También Giovanetti aprovecha, de manera más rígida aun, la edad de sus maderas “antiguas”, como en una tabla constructiva del período del taller, con colores primarios semivisibles (casi un Mondrian en relieve desenterrado, arqueológicamente salvado de un destino cruel), y en otras talladas duramente y dejadas en bruto. Se destaca la, por el contrario, trabajadísima y refinada mesa taraceada de 1967, con motivos clásicos (entre ellos, una especie de Partenón, ¿homenaje al amor absoluto de Torres por la Grecia antigua?), virtuosamente armada y lograda en su aroma renacentista.

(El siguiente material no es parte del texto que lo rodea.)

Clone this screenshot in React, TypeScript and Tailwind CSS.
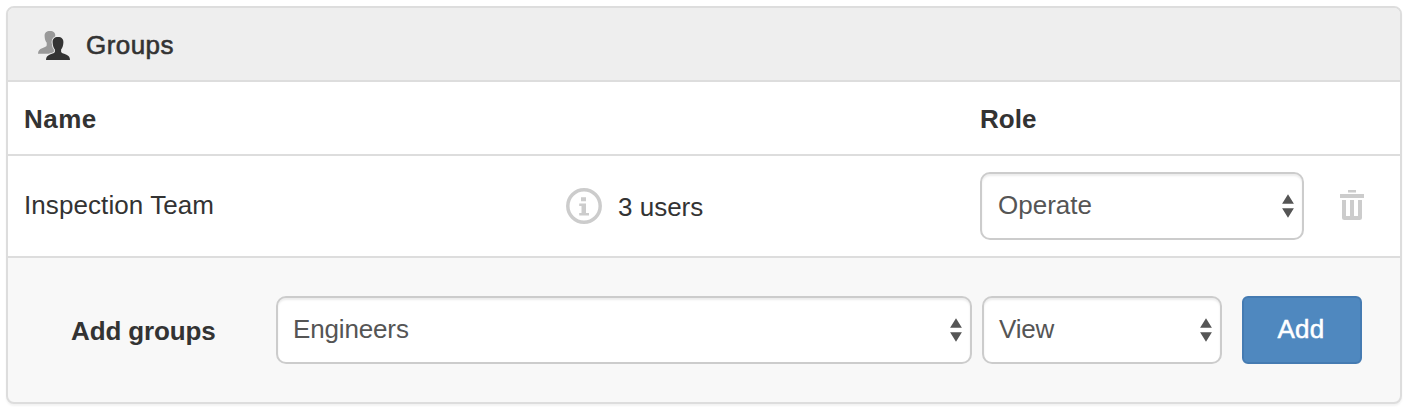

Deliotti, el único artista de la selección todavía vivo (y activo), también retoma postura y arquetipos del maestro, llegando, en este sentido, a las obras más plásticamente logradas del conjunto, en las que se exaltan los diferentes cortes y colores de las maderas empleadas (Pareja, de 1995) y la paleta es apagada o semiapagada, pero el ritmo de las formas indemniza la deserción cromática (Figura femenina n. 2, de 2011). Finalmente, pese a cierta repetición y anquilosamiento (el Constructivo infinito de 2016, por ejemplo), en cierto sentido propias de la filosofía del taller, regala un relámpago heterodoxo verdaderamente interesante: una Naturaleza muerta volumétrica (1998), cuadro con fondo de arpillera del que salen literalmente proyectados hacia afuera, en su ostensible y abultado volumen, los elementos de un bodegón rústico –botella de vino, plato, pan y queso, salamín y cuchillo–, lejos de cualquier figuración abstracta y arquetípica. La madera esculpida imita los trazos y los planos de colores de un cuadro y el 3D desorienta así, venturosamente, a los ojos.